The Vagina Monologues Are Back!
In week 8, every student is frantically working on an essay, a lab report or an assignment, but somewhere deep in Ramphal or the Humanities department you are pretty much guaranteed to find the cast and directors of The Vagina Monologues 2014 hard at work.
The Warwick Anti Sexism Society production has now become something of a tradition at Warwick, every year raising more money than the last. However, while for most of the audience it is simply a fun evening out, complete with orgasmic moaning on stage, for the cast The Vagina Monologues has been slowly taking over their life for the last term and a half. While the more prudish among you may feel that there would be nothing worse than an evening of listening to a load of students talk about vaginas, there is a lot to be gained from being involved in the production, simply because it raises issues that we never normally discuss. How unusual is it to hear people actually talking about how they think and feel about their vagina?
When Eve Ensler was writing the play, she held ‘Vagina Interviews’ with women all around the world, and you can see in the play just how shocking and liberating this was for the women who participated. One of the cast members, Catherine Lyon said she, “was initially skeptical about how this production could help women, but having performed it and watched it I now know that simply talking about the issues that it raises in a casual way can help us. It’s funny, rude and outrageous but I now have no qualms about discussing all things vagina!”
Productions of The Vagina Monologues happen all over the world every year for V Day, which is a charity that raises money and awareness to stop violence against women. The Warwick production is being held during International Women’s Week in Week 9, in the hope that the spirit of the week can be captured in drama and that The Vagina Monologues keeps people talking about these issues long after Women’s Week is over.

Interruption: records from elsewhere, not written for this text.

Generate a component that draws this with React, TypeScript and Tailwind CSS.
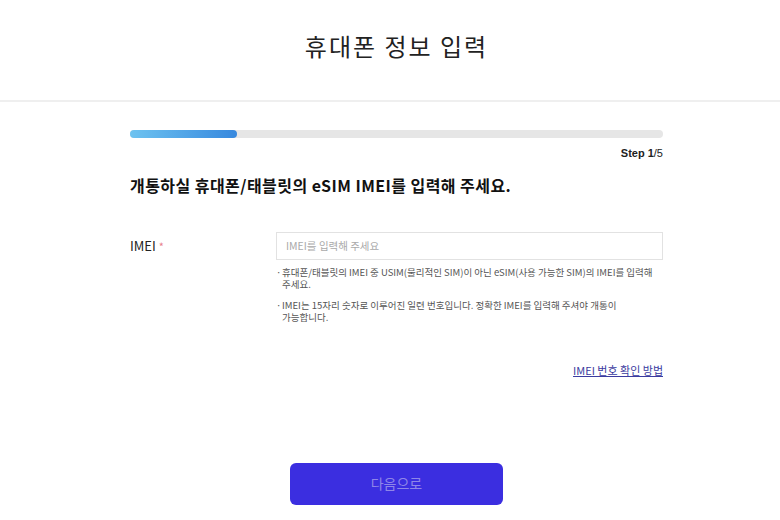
import React from 'react';

const notes = [
  ['휴대폰/태블릿의 IMEI 중 USIM(물리적인 SIM)이 아닌 eSIM(사용 가능한 SIM)의 IMEI를 입력해', '주세요.'],
  ['IMEI는 15자리 숫자로 이루어진 일련 번호입니다. 정확한 IMEI를 입력해 주셔야 개통이', '가능합니다.'],
];

const App: React.FC = () => {
  return (
    <div className="w-[780px] h-[520px] bg-white overflow-hidden font-['Noto_Sans_CJK_KR',sans-serif] text-[#222]">
      {/* header */}
      <header className="h-[102px] border-b-2 border-[#efefef]">
        <div className="ml-[130px] w-[533px] pt-[29px] text-center">
          <h1 className="text-[24px] leading-[34px] font-normal tracking-[2px] text-[#222]">휴대폰 정보 입력</h1>
        </div>
      </header>

      <main className="ml-[130px] w-[533px]">
        {/* progress */}
        <div className="mt-[28px] h-[8px] rounded-full bg-[#e6e6e6]">
          <div className="h-full w-[107px] rounded-full bg-gradient-to-r from-[#6ec3f0] to-[#3788de]" />
        </div>
        <div className="mt-[9px] text-right text-[11px] leading-[13px] font-['Liberation_Sans',sans-serif] text-[#222]">
          <span className="font-bold">Step 1</span>/5
        </div>

        <h2 className="mt-[14px] text-[16px] leading-[22px] font-bold tracking-[0.45px] text-[#111]">
          개통하실 휴대폰/태블릿의 eSIM IMEI를 입력해 주세요.
        </h2>

        {/* form row */}
        <div className="mt-[35px] flex">
          <div className="w-[146px] pt-[6px] text-[13px] leading-[18px] text-[#222]">
            IMEI <span className="text-[11px] text-[#e8808e]">*</span>
          </div>
          <div className="flex-1">
            <input
              className="w-full h-[28px] border border-[#e2e2e2] px-[9px] text-[10.5px] placeholder:text-[#aaa] outline-none"
              placeholder="IMEI를 입력해 주세요"
            />
            <ul className="mt-[6px] flex flex-col gap-[8px]">
              {notes.map((n, i) => (
                <li key={i} className="flex text-[9.5px] leading-[12.5px] text-[#555]">
                  <span className="w-[6px] shrink-0">·</span>
                  <span className="whitespace-nowrap">
                    {n[0]}
                    <br />
                    {n[1]}
                  </span>
                </li>
              ))}
            </ul>
          </div>
        </div>

        <div className="mt-[32px] text-right">
          <a href="#" className="text-[11px] leading-[14px] underline text-[#3b3ba0]">
            IMEI 번호 확인 방법
          </a>
        </div>

        <div className="mt-[83px] flex justify-center">
          <button className="w-[213px] h-[42px] rounded-[6px] bg-[#3b2ee0] text-[14px] text-[#8f86e8]">
            다음으로
          </button>
        </div>
      </main>
    </div>
  );
};

export default App;
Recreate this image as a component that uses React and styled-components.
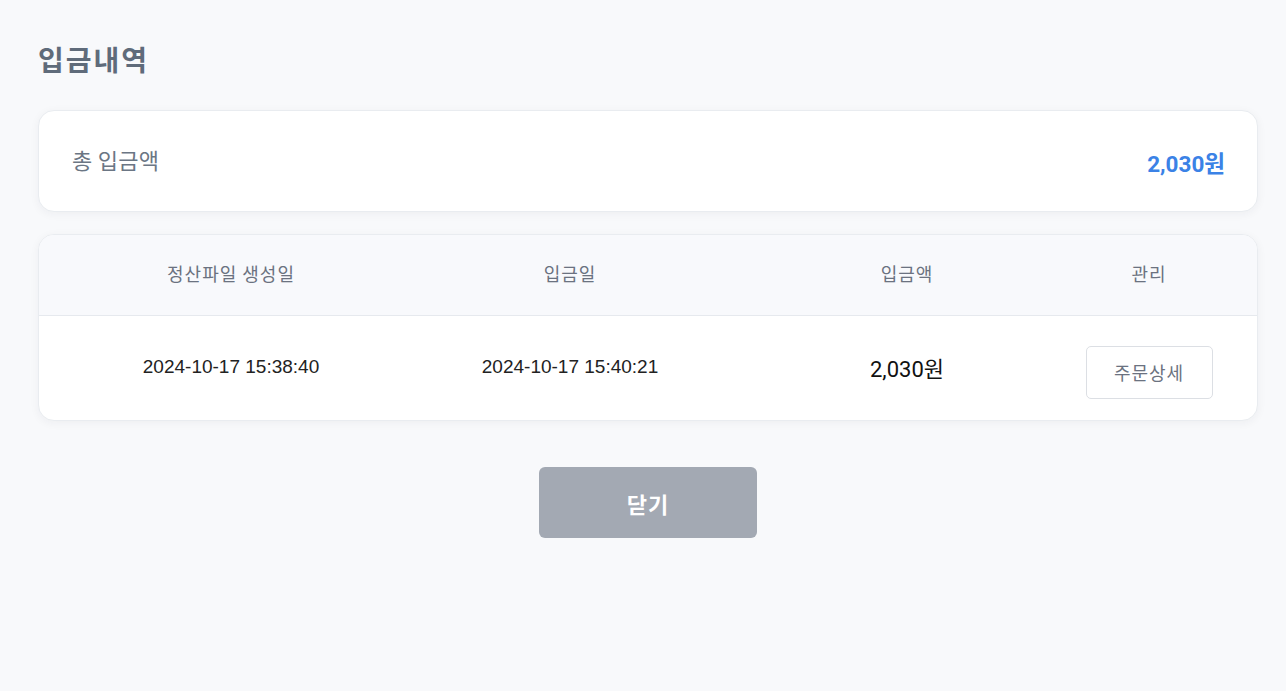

Our cast has discovered over the past few months that these issues are plentiful, ranging from discussions as to why there was so much glitter involved in our Vagina Art Workshop (artwork of vaginas rather than embellishing our own, before you let your imagination run wild…) to how we could possibly identify with the monologue, dealing with rape as a systematic tactic of war during the Bosnian War in the 1990’s. It’s a play that challenges a conception that is rife in our society that sexism is largely over, particularly in the Western World. While the play takes inspiration from women all over the world it sometimes hits on issues very close to home, such as the way we regard pubic hair, or the fraught relationship we have with what the vagina looks, tastes and smells like. This production gives so many different things to people, our cast member Maddie Hindes gives her view on why she got involved, “a fabulous script but it’s also being performed for a fantastic cause! It’s a privilege to be involved.”
The production is being performed during Week 9 on campus in the Copper Rooms, in Coventry at Tin Music and Arts Centre and in Leamington Spa at Bar Ei8ht. Tickets are available from the SU website for a production which, in cast member Emily Dunford’s words, “has the capacity to make you laugh and cry at the same time.”